By Iain Withers
LONDON, March 3 (Reuters) - Escalating conflict in the Middle East could stoke inflation by driving energy prices higher but is unlikely to derail global growth, Aberdeen ABDN.L CEO Jason Windsor said on Tuesday as the British asset manager posted forecast-beating annual profit.
The results still underwhelmed investors and shares sank 8% in early trading.
A broader global sell-off in stocks deepened on Tuesday, and the FTSE 250 fell nearly 3% as investors weighed the implications of U.S. and Israeli strikes on Iran on energy prices and the global economy.
"It could be inflationary if it persists," Windsor told reporters, adding the asset manager felt the economic contagion of the conflict may be limited. "Our overriding view is that it won't have a major impact on global growth."
UAE STAFF ADVISED TO SHELTER AT HOME
Aberdeen was advising staff in its office in the United Arab Emirates to shelter at home and was helping some who were stuck in the region to get home, including via flights from Saudi Arabia, Windsor said.

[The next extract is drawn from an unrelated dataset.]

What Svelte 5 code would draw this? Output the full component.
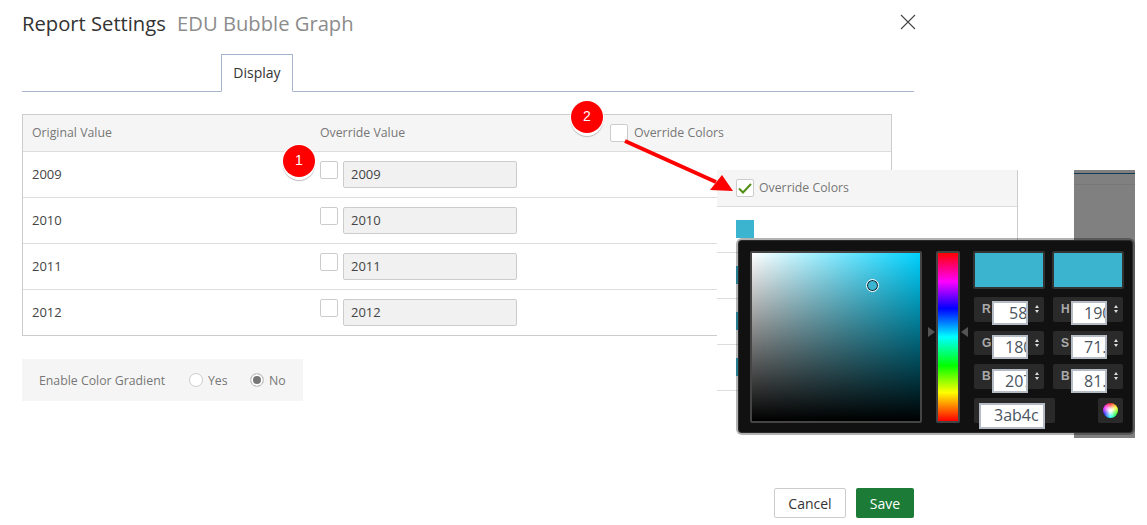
<script>
  const rows = ['2009', '2010', '2011', '2012'];
  const rgb = [
    { label: 'R', value: '58', pad: 15 },
    { label: 'G', value: '180', pad: 11 },
    { label: 'B', value: '207', pad: 11 }
  ];
  const hsb = [
    { label: 'H', value: '190', pad: 11 },
    { label: 'S', value: '71.9', pad: 11 },
    { label: 'B', value: '81.2', pad: 11 }
  ];
  const swatches = ['#3ab4cf', '#3ab4cf', '#3ab4cf', '#3ab4cf'];
</script>

<div class="page">
  <header class="head">
    <h2>Report Settings <span>EDU Bubble Graph</span></h2>
    <svg class="close" width="16" height="16" viewBox="0 0 16 16">
      <path d="M1 1 15 15M15 1 1 15" stroke="#444" stroke-width="1.1" fill="none" />
    </svg>
  </header>

  <div class="tabs"><div class="tab">Display</div></div>

  <div class="table">
    <div class="row top">
      <div class="c1">Original Value</div>
      <div class="c2">Override Value</div>
      <div class="c3"><span class="check"></span>Override Colors</div>
    </div>
    {#each rows as year}
      <div class="row">
        <div class="c1 year">{year}</div>
        <div class="c2 edit">
          <span class="check"></span>
          <div class="field">{year}</div>
        </div>
      </div>
    {/each}
  </div>

  <div class="gradient">
    <span class="grad-label">Enable Color Gradient</span>
    <span class="radio"></span><span class="opt">Yes</span>
    <span class="radio on"></span><span class="opt">No</span>
  </div>

  <footer class="foot">
    <button class="cancel">Cancel</button>
    <button class="save">Save</button>
  </footer>

  <div class="gray"><div class="gray-line"></div></div>

  <div class="second">
    <div class="second-head">
      <span class="check ticked">
        <svg width="16" height="14" viewBox="0 0 16 14">
          <path d="M2 7.5 6 11.5 14 3" stroke="#4f8f12" stroke-width="2" fill="none" />
        </svg>
      </span>
      Override Colors
    </div>
    {#each swatches as color}
      <div class="second-row"><span class="swatch" style:background={color}></span></div>
    {/each}
  </div>

  <div class="picker">
    <div class="square">
      <span class="marker"></span>
    </div>
    <div class="hue-wrap">
      <span class="tri left"></span>
      <div class="hue"></div>
      <span class="tri right"></span>
    </div>
    <div class="controls">
      <div class="color"></div>
      <div class="color"></div>
      <div class="col">
        {#each rgb as f}
          <div class="num">
            <b>{f.label}</b>
            <div class="box" style:padding-left="{f.pad}px">{f.value}</div>
            <i class="spin"></i>
          </div>
        {/each}
      </div>
      <div class="col">
        {#each hsb as f}
          <div class="num">
            <b>{f.label}</b>
            <div class="box" style:padding-left="{f.pad}px">{f.value}</div>
            <i class="spin"></i>
          </div>
        {/each}
      </div>
      <div class="hex"><div class="box hexbox">3ab4c</div></div>
      <div class="wheel"><span></span></div>
    </div>
  </div>

  <svg class="arrow" width="130" height="70" viewBox="0 0 130 70">
    <path d="M3 3 94 44" stroke="#f00" stroke-width="4" fill="none" />
    <path d="M111 53 88 52 100 37Z" fill="#f00" />
  </svg>

  <span class="badge one">1</span>
  <span class="badge two">2</span>
</div>

<style>
  :global(body) {
    margin: 0;
    background: #fff;
    font-family: "Open Sans", "Liberation Sans", sans-serif;
  }

  .page {
    position: relative;
    width: 1147px;
    height: 525px;
    overflow: hidden;
    padding: 0 22px;
    box-sizing: border-box;
  }

  .head {
    width: 894px;
    height: 54px;
    display: flex;
    justify-content: space-between;
    padding-top: 10px;
    box-sizing: border-box;
  }

  h2 {
    margin: 0;
    font-size: 20.2px;
    font-weight: 400;
    line-height: 27px;
    color: #333;
  }

  h2 span {
    margin-left: 6px;
    color: #8c8c8c;
  }

  .close {
    margin-top: 4px;
  }

  .tabs {
    width: 892px;
    height: 38px;
    box-sizing: border-box;
    border-bottom: 1px solid #a3b4cc;
    padding-left: 199px;
  }

  .tab {
    width: 72px;
    height: 38px;
    box-sizing: border-box;
    border: 1px solid #a3b4cc;
    border-bottom: 1px solid #fff;
    background: #fff;
    text-align: center;
    font-size: 14px;
    line-height: 36px;
    color: #333;
  }

  .table {
    width: 870px;
    margin-top: 22px;
    box-sizing: border-box;
    border: 1px solid #ccc;
  }

  .row {
    display: flex;
    height: 46px;
    box-sizing: border-box;
    border-top: 1px solid #ddd;
    font-size: 13px;
    color: #444;
  }

  .row.top {
    height: 36px;
    border-top: 0;
    padding-bottom: 2px;
    background: #f5f5f5;
    align-items: center;
    font-size: 12.3px;
    color: #777;
  }

  .c1 {
    width: 297px;
    padding-left: 9px;
    box-sizing: border-box;
  }

  .c2 {
    width: 290px;
  }

  .c3 {
    display: flex;
    align-items: center;
    gap: 6px;
  }

  .c3 .check {
    margin-top: 2px;
  }

  .year {
    line-height: 44px;
  }

  .edit {
    display: flex;
    gap: 5px;
    padding-top: 9px;
  }

  .check {
    display: inline-block;
    width: 18px;
    height: 18px;
    flex: none;
    box-sizing: border-box;
    border: 1px solid #ccc;
    border-radius: 2px;
    background: #fff;
  }

  .field {
    width: 174px;
    height: 27px;
    box-sizing: border-box;
    border: 1px solid #ccc;
    border-radius: 2px;
    background: #f1f1f1;
    padding-left: 7px;
    font-size: 13px;
    line-height: 25px;
    color: #444;
  }

  .gradient {
    display: flex;
    align-items: center;
    width: 281px;
    height: 42px;
    margin-top: 23px;
    padding-left: 17px;
    box-sizing: border-box;
    background: #f5f5f5;
    font-size: 12.3px;
    color: #777;
  }

  .grad-label {
    width: 150px;
    flex: none;
  }

  .radio {
    width: 14px;
    height: 14px;
    flex: none;
    box-sizing: border-box;
    border: 1px solid #ccc;
    border-radius: 50%;
    background: #fff;
  }

  .radio.on {
    background: #777;
    box-shadow: inset 0 0 0 2px #fff;
  }

  .opt {
    width: 42px;
    margin-left: 5px;
    flex: none;
  }

  .opt:last-child {
    width: auto;
  }

  .foot {
    display: flex;
    justify-content: flex-end;
    gap: 10px;
    width: 892px;
    margin-top: 87px;
  }

  button {
    height: 30px;
    padding: 0;
    border-radius: 2px;
    font: 14px "Open Sans", "Liberation Sans", sans-serif;
  }

  .cancel {
    width: 72px;
    border: 1px solid #ccc;
    background: #fff;
    color: #333;
  }

  .save {
    width: 58px;
    border: 0;
    background: #1b7b37;
    color: #fff;
  }

  /* second screenshot pasted over the table */
  .gray {
    position: absolute;
    left: 1074px;
    top: 170px;
    width: 61px;
    height: 268px;
    background: #808080;
    border-top: 3px solid #7f7f7f;
    box-sizing: border-box;
  }

  .gray::before {
    content: "";
    display: block;
    height: 1px;
    background: #123a55;
  }

  .gray-line {
    height: 1px;
    margin-top: 10px;
    background: #777;
  }

  .second {
    position: absolute;
    left: 717px;
    top: 170px;
    width: 301px;
    background: #fff;
    border-right: 1px solid #ccc;
    box-sizing: border-box;
  }

  .second-head {
    display: flex;
    align-items: center;
    gap: 5px;
    height: 37px;
    padding: 0 0 1px 19px;
    box-sizing: border-box;
    background: #f5f5f5;
    border-bottom: 1px solid #ddd;
    font-size: 12.3px;
    color: #777;
  }

  .ticked {
    display: flex;
    align-items: center;
    justify-content: center;
  }

  .second-row {
    height: 46px;
    padding: 13px 0 0 19px;
    box-sizing: border-box;
    border-bottom: 1px solid #ddd;
  }

  .swatch {
    display: block;
    width: 18px;
    height: 18px;
  }

  .picker {
    position: absolute;
    left: 739px;
    top: 241px;
    width: 393px;
    height: 191px;
    display: flex;
    padding: 10px 8px 0 11px;
    box-sizing: border-box;
    background: #111;
    border-radius: 3px;
    box-shadow: 0 0 0 1px #2a2a2a, 0 0 0 3px rgba(0, 0, 0, 0.3);
    font-family: "Liberation Sans", sans-serif;
  }

  .square {
    position: relative;
    width: 172px;
    height: 172px;
    flex: none;
    box-sizing: border-box;
    border: 2px solid #444;
    border-radius: 2px;
    background:
      linear-gradient(to bottom, rgba(0, 0, 0, 0), #000),
      linear-gradient(to right, #fff, #00d2ff);
  }

  .marker {
    position: absolute;
    left: 114px;
    top: 26px;
    width: 13px;
    height: 13px;
    box-sizing: border-box;
    border-radius: 50%;
    border: 1px solid #fff;
    background: #3ab4cf;
    box-shadow: inset 0 0 0 1px #123;
  }

  .hue-wrap {
    position: relative;
    width: 24px;
    margin-left: 14px;
    flex: none;
  }

  .hue {
    width: 24px;
    height: 172px;
    box-sizing: border-box;
    border: 2px solid #444;
    border-radius: 2px;
    background: linear-gradient(to bottom, #f00, #f0f 17%, #00f 33%, #0ff 50%, #0f0 67%, #ff0 83%, #f00);
  }

  .tri {
    position: absolute;
    top: 76px;
    border-top: 5px solid transparent;
    border-bottom: 5px solid transparent;
  }

  .tri.left {
    left: -8px;
    border-left: 7px solid #555;
  }

  .tri.right {
    right: -8px;
    border-right: 7px solid #555;
  }

  .controls {
    display: grid;
    grid-template-columns: 72px 72px;
    grid-template-rows: 38px auto auto;
    align-content: start;
    column-gap: 7px;
    width: 151px;
    margin-left: 13px;
  }

  .color {
    box-sizing: border-box;
    border: 2px solid #333;
    border-radius: 2px;
    background: #3ab4cf;
  }

  .col {
    display: flex;
    flex-direction: column;
    gap: 9px;
    margin-top: 8px;
  }

  .num {
    position: relative;
    width: 70px;
    height: 25px;
    margin-left: 1px;
    border-radius: 2px;
    background: #2a2a2a;
  }

  .num:nth-child(2) {
    height: 24px;
  }

  .num b {
    position: absolute;
    left: 8px;
    top: 5px;
    font-size: 12px;
    color: #aaa;
  }

  .box {
    position: absolute;
    left: 18px;
    top: 4px;
    width: 36px;
    height: 24px;
    box-sizing: border-box;
    border: 2px solid #b5bcc5;
    background: #fff;
    overflow: hidden;
    white-space: nowrap;
    font: 16px/21px "Open Sans", sans-serif;
    color: #4a5560;
  }

  .num:nth-child(3) .box {
    top: 5px;
  }

  .spin {
    position: absolute;
    left: 61px;
    top: 8px;
    width: 0;
    height: 0;
    border-left: 2px solid transparent;
    border-right: 2px solid transparent;
    border-bottom: 3px solid #ddd;
  }

  .spin::after {
    content: "";
    position: absolute;
    left: -2px;
    top: 5px;
    border-left: 2px solid transparent;
    border-right: 2px solid transparent;
    border-top: 3px solid #ddd;
  }

  .hex {
    position: relative;
    width: 81px;
    height: 25px;
    margin: 9px 0 0 1px;
    border-radius: 2px;
    background: #2a2a2a;
  }

  .hexbox {
    left: 5px;
    top: 5px;
    width: 66px;
    height: 26px;
    padding-left: 13px;
  }

  .wheel {
    display: flex;
    align-items: center;
    justify-content: center;
    width: 25px;
    height: 25px;
    margin: 9px 0 0 46px;
    border-radius: 2px;
    background: #2a2a2a;
  }

  .wheel span {
    width: 15px;
    height: 15px;
    border-radius: 50%;
    background:
      radial-gradient(circle, #fff 10%, rgba(255, 255, 255, 0) 65%),
      conic-gradient(#f33, #ff3, #3f3, #3ff, #33f, #f3f, #f33);
  }

  .arrow {
    position: absolute;
    left: 622px;
    top: 138px;
  }

  .badge {
    position: absolute;
    width: 32px;
    height: 32px;
    border-radius: 50%;
    background: #f00;
    color: #fff;
    font: 14px/31px "Liberation Sans", sans-serif;
    text-align: center;
    box-shadow: 0 0 0 1px #fff, 0 3px 0 #fff, 0 4px 1px #bbb;
  }

  .one {
    left: 283px;
    top: 145px;
  }

  .two {
    left: 571px;
    top: 101px;
  }
</style>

The London-based company reported a 4% rise in annual profit, in part due to deeper-than-forecast cost-cutting. Still, strong performance at its consumer platform Interactive Investor was overshadowed by muted results at other units serving institutions and providing investment advice which were bleeding client cash.
European active money managers have broadly reported improved results but remain under competitive pressure from larger U.S. rivals such as BlackRock BLK.N offering cheaper index-tracking funds.
Britain's Schroders SDR.L agreed to a 9.9 billion pound takeover by U.S. asset manager Nuveen NIM.N last month, highlighting the search for scale by European players.
FOCUSING ON SCALE IN SPECIALIST AREAS
Aberdeen can still compete with larger competitors, Windsor said, adding it was focused on scale in specialist areas within equities, fixed income and real assets.
The company posted adjusted operating profit of 264 million pounds ($353 million), up 4% on 2024, and said it had delivered 180 million pounds of cost savings, exceeding its 150 million target.
Aberdeen added, however, that its advice business would not hit its 1 billion pound net inflow target until 2027.
The company had already reported a 9% rise in managed assets to 556 billion pounds and net outflows of 3.9 billion pounds - at a time when many rivals have recorded inflows - in a trading update in January.